Flight F-I-N-A-L

I’ve absolutely loved hearing about your favorite hymns for the ‘Sweet Exchange’ giveaway.  (Enter until Thursday!)  I have to give y’all some props for teaching me a word I’d never heard before:  hymnody.  Seriously?  That’s a word?  The first time one of you mentioned it I was impressed because I just love to make up words that sound like they should be a word even if they are not a word.  But the second time it popped up I googled it and found out it meant, “..the singing or composition of hymns.”  I’ll do you one better.  Did you know that one who studies hymns is called a hymnologist?  Who am I kidding..of course you did!  Y’all are so smart!  (My spell check isn’t as smart as you, though.  It wants me to change those words to humanoid and hematologist respectively.)

I also asked you in that post to remind me to tell you about my brief stint as a singer/actress/hymnodian.  No one did but that isn’t going to prevent me from telling you about it anyway because when a woman is fast approaching 40 and it settles on her she’s half-way to dead she feels the need to relive her glories. 

The college Luke attended had a fabulous music professor and he organized a community production called Flight F-I-N-A-L.  The setting was  in an airport terminal and the only ones allowed to board the flight were those who were born again.  It’s funny to recall now but I remember one of the girls (Penny!) who didn’t make it through security at the Pearly Gates carried an Abercrombie and Fitch shopping bag to symbolize her worldliness.  I remember thinking, “What store is that?”  But that was during my Alfred Dunner elastic waist pants wearing days so I missed the A&F bandwagon altogether.   Thank goodness.  That bandwagon led straight to H-E-Double Hockey Sticks.  In fact, considering A&F’s nekked advertisements, I think it still does.
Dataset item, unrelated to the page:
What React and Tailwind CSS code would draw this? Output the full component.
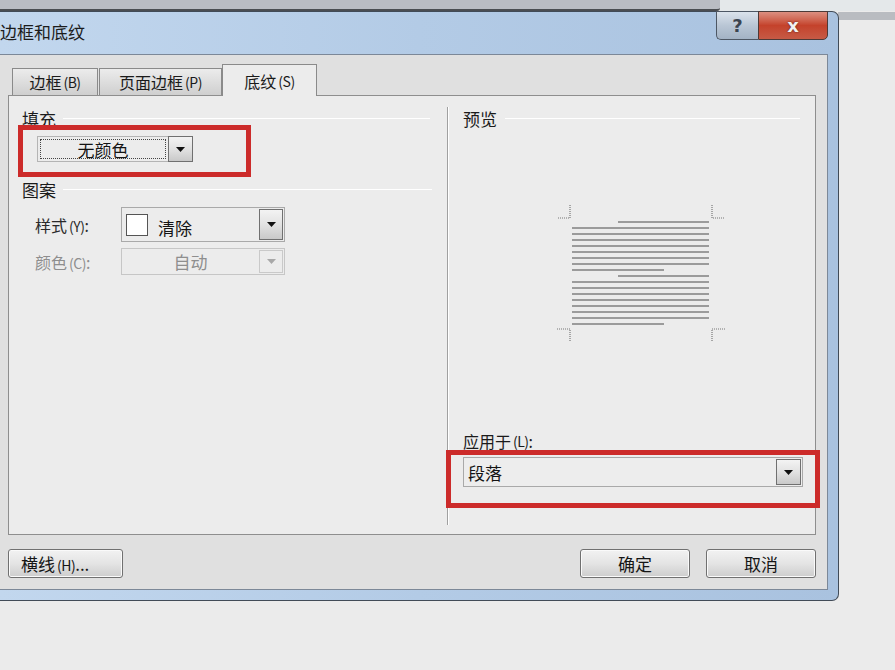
import React from 'react';

const FONT = { fontFamily: '"Noto Sans CJK SC", "Noto Sans", sans-serif' };

// little black triangle inside a combo button
const Arrow = ({ disabled }) => (
  <svg width="9" height="5" viewBox="0 0 9 5">
    <path d="M0 0 H9 L4.5 5 Z" fill={disabled ? '#a8a8a8' : '#111'} />
  </svg>
);

const ComboButton = ({ disabled, className = '' }) => (
  <div
    className={`flex items-center justify-center border ${
      disabled
        ? 'border-[#c9c9c9] bg-[#ececec]'
        : 'border-[#707070] bg-gradient-to-b from-[#f3f3f3] via-[#e2e2e2] to-[#c9c9c9]'
    } ${className}`}
  >
    <Arrow disabled={disabled} />
  </div>
);

const Key = ({ k }) => <span className="text-[14px] tracking-[-0.5px] ml-[2px]">({k})</span>;

const GroupLabel = ({ text, lineClass }) => (
  <div className="flex items-center h-[22px]">
    <span className="text-[17px] leading-none text-[#1b1b1b]">{text}</span>
    <div className={`h-px bg-[#d2d2d2] border-b border-white ${lineClass}`} />
  </div>
);

const PushButton = ({ children, className = '' }) => (
  <button
    className={`h-[29px] rounded-[3px] border border-[#707070] bg-gradient-to-b from-[#f2f2f2] via-[#e4e4e4] to-[#cdcdcd] text-[17px] leading-none text-[#151515] shadow-[inset_0_0_0_1px_#fafafa] ${className}`}
  >
    {children}
  </button>
);

// preview page drawing
const Preview = () => {
  const lines = [];
  for (let k = 0; k < 18; k++) {
    const y = 18 + k * 6;
    let x1 = 16;
    let x2 = 153;
    if (k === 0 || k === 9) x1 = 62;
    if (k === 8 || k === 17) x2 = 108;
    lines.push(<rect key={k} x={x1} y={y - 1} width={x2 - x1} height="2" fill="#9b9b9b" />);
  }
  const dot = { stroke: '#777', strokeWidth: 1.2, strokeDasharray: '1 1', fill: 'none' };
  return (
    <svg width="172" height="140" viewBox="0 0 172 140">
      <path d="M14 1 V14 H1" {...dot} />
      <path d="M156 1 V14 H169" {...dot} />
      <path d="M1 125 H14 V138" {...dot} />
      <path d="M169 125 H156 V138" {...dot} />
      {lines}
    </svg>
  );
};

export default function App() {
  return (
    <div className="relative w-[895px] h-[670px] overflow-hidden bg-[#ebebeb]" style={FONT}>
      {/* desktop behind */}
      <div className="flex h-[11px]">
        <div className="w-[720px] bg-[#b9bcc3] border-b-2 border-[#4a4d52] rounded-br-[3px]" />
        <div className="flex-1 bg-[#e4e8ea]" />
      </div>
      <div className="absolute left-[838px] top-[12px] w-[57px] h-[8px] bg-[#b9bcc1]" />

      {/* dialog window */}
      <div className="absolute left-0 top-[11px] w-[839px] h-[590px] rounded-tr-[7px] rounded-br-[7px] border border-l-0 border-[#414b57] bg-gradient-to-r from-[#c2d7ee] via-[#b3cbe6] to-[#a9c2df] flex flex-col">
        {/* title bar */}
        <div className="relative h-[42px] flex items-center">
          <span className="text-[17px] text-[#1c1c1c] -mt-[3px]">边框和底纹</span>
          <div className="absolute right-[10px] top-[-1px] flex">
            <div className="w-[42px] h-[29px] rounded-bl-[5px] border border-r-0 border-[#4d5764] bg-gradient-to-b from-[#dbe3ec] via-[#b9c6d5] to-[#a3b3c5] flex items-center justify-center">
              <span className="text-[18px] font-bold text-[#3b4450] leading-none" style={{ fontFamily: '"DejaVu Sans", sans-serif' }}>?</span>
            </div>
            <div className="w-[70px] h-[29px] rounded-br-[5px] border border-[#4d3a37] bg-gradient-to-b from-[#dc8f80] via-[#c4422b] to-[#c65a45] flex items-center justify-center">
              <span className="text-[18px] font-bold text-[#f2f2f2] leading-none" style={{ fontFamily: '"DejaVu Sans", sans-serif', textShadow: '0 0 2px #4a1a12' }}>x</span>
            </div>
          </div>
        </div>

        {/* client area */}
        <div className="w-[828px] h-[536px] bg-[#e0e0e0] border-t border-r border-b border-[#7c8898] flex flex-col">
          {/* tabs */}
          <div className="flex items-end h-[40px] pl-[12px]">
            <div className="h-[27px] w-[86px] border border-b-0 border-[#8a8a8a] bg-gradient-to-b from-[#ececec] to-[#cfcfcf] flex items-center justify-center text-[16px] leading-none text-[#1a1a1a]">
              边框<Key k="B" />
            </div>
            <div className="h-[27px] w-[123px] ml-[1px] border border-b-0 border-[#8a8a8a] bg-gradient-to-b from-[#ececec] to-[#cfcfcf] flex items-center justify-center text-[16px] leading-none text-[#1a1a1a]">
              页面边框<Key k="P" />
            </div>
            <div className="relative z-10 -mb-px h-[32px] w-[95px] border border-b-0 border-[#8a8a8a] bg-[#ececec] flex items-center justify-center text-[16px] leading-none text-[#1a1a1a]">
              底纹<Key k="S" />
            </div>
          </div>

          {/* tab panel */}
          <div className="ml-[8px] w-[808px] h-[440px] border border-[#8e8e8e] bg-[#ececec] flex">
            {/* left column */}
            <div className="w-[438px] pt-[11px] pl-[13px] flex flex-col">
              <GroupLabel text="填充" lineClass="ml-[7px] w-[367px]" />
              <div className="mt-[7px] ml-[15px] w-[156px] h-[26px] border border-[#b4b4b4] flex">
                <div className="flex-1 m-[2px] border border-dotted border-[#444] flex items-center justify-center text-[17px] leading-none text-[#141414]">
                  无颜色
                </div>
                <ComboButton className="w-[25px] -my-px -mr-px" />
              </div>

              <div className="mt-[16px]">
                <GroupLabel text="图案" lineClass="ml-[7px] w-[369px]" />
              </div>

              <div className="mt-[7px] flex items-center">
                <span className="w-[99px] pl-[13px] text-[16px] leading-none text-[#2a2a2a]">
                  样式<Key k="Y" />:
                </span>
                <div className="w-[164px] h-[35px] border border-[#a9a9a9] flex items-stretch">
                  <div className="w-[22px] h-[22px] ml-[4px] self-center border border-[#555] bg-white" />
                  <span className="ml-[10px] mt-[5px] self-center text-[17px] leading-none text-[#141414]">清除</span>
                  <div className="flex-1" />
                  <ComboButton className="w-[24px] my-[1px] mr-[1px]" />
                </div>
              </div>

              <div className="mt-[6px] flex items-center">
                <span className="w-[99px] pl-[13px] text-[16px] leading-none text-[#8e8e8e]">
                  颜色<Key k="C" />:
                </span>
                <div className="w-[164px] h-[27px] border border-[#c6c6c6] flex items-stretch">
                  <span className="flex-1 flex items-center justify-center text-[17px] leading-none text-[#8e8e8e]">自动</span>
                  <ComboButton disabled className="w-[24px] my-[1px] mr-[1px]" />
                </div>
              </div>
            </div>

            {/* separator */}
            <div className="w-[2px] mt-[11px] mb-[9px] border-l border-[#a0a0a0] bg-white" />

            {/* right column */}
            <div className="flex-1 pt-[11px] pl-[14px] pr-[12px] flex flex-col">
              <GroupLabel text="预览" lineClass="ml-[8px] w-[295px]" />
              <div className="mt-[75px] ml-[93px]">
                <Preview />
              </div>
              <div className="mt-[86px] h-[22px] flex items-center text-[16px] leading-none text-[#1b1b1b]">
                应用于<Key k="L" />:
              </div>
              <div className="mt-[5px] h-[30px] border border-[#a9a9a9] bg-[#ededed] flex items-stretch">
                <span className="flex-1 flex items-center pl-[4px] text-[17px] leading-none text-[#141414]">段落</span>
                <ComboButton className="w-[25px] my-[1px] mr-[1px]" />
              </div>
            </div>
          </div>

          {/* bottom buttons */}
          <div className="mt-[14px] pl-[8px] pr-[11px] flex items-center">
            <PushButton className="w-[115px] text-left pl-[12px]">
              横线<Key k="H" />...
            </PushButton>
            <div className="flex-1" />
            <PushButton className="w-[110px]">确定</PushButton>
            <PushButton className="w-[110px] ml-[16px]">取消</PushButton>
          </div>
        </div>
      </div>

      {/* red annotation boxes */}
      <div className="absolute left-[18px] top-[125px] w-[233px] h-[52px] border-[5px] border-[#cc2b2a]" />
      <div className="absolute left-[446px] top-[450px] w-[374px] h-[58px] border-[5px] border-[#cc2b2a]" />
    </div>
  );
}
The play was primarily a musical with few speaking parts but Dr. C asked me if I would be willing to be an angel/flight attendant that would greet the passengers on the plane.  Of course I said yes but was a little concerned about one thing:  I was 6 months pregnant.  That’s some messed up theology right there.  Thankfully I had a navy, wool dress (that was so ugly as were all my clothes) that camoflauged the tummy as much as a 6 month pregnant tummy could be disguised.  So, the show would go on.  Sort of.

At the end of the play I was supposed to fade into stage left (or right? Depends on which way  you are looking at it..) for a stirring rendition of the Hallelujah Chorus.  It just so happened my final position left me standing smack in the middle of the sopranos.  If you read yesterday’s post, you may remember I am not a soprano, I am a bass.  No, not an alto.  A bass.  So, my intention was to lip sync so I wouldn’t appear to be an angel who couldn’t get her praise on.

The play went beautifully.  Everyone remembered their parts and I remembered my lines and at the end I was overcome.  Just overcome.  So much so that I decided I wasn’t going to just lip sync but that I would find my inner soprano and sing along with the rest of the people.  Did I mention I was overcome? 

My elation quickly faded as I belted out HHHHAAALEEELUUUUJAAHHHHHH in a voice that sounded like a 12-year-old boy going through puberty with strep throat and I glanced over to my left and right to see the women beside me sticking their fingers in their ears.  That is choir speak for, “WHAT IS THAT NOISE BUSTING UP ALL MY HARMONY?”.  I quickly came to my senses, saw the door to the “plane” immediately behind me and decided I could make a creative exit.  Yes, I escaped stage left (right?).  Because I was a different sort of overcome.  And if I didn’t get out of there right when I did I’m confident someone would have dragged me out with one of those cartoon-ish shepherd hooks a la Bugs Bunny used to forcibly remove inept performers.

It turns out this performance was my acting F-I-N-A-L-E.  Unfortunately for my stage career there isn’t much call for pregnant angels who fake-or-badly-sing soprano.   No worries.  

There’s always my epic bass line in “Where the Soul of Man Never Dies.”   

And if that is a fail, mouthing “Watermelon” will always save the day.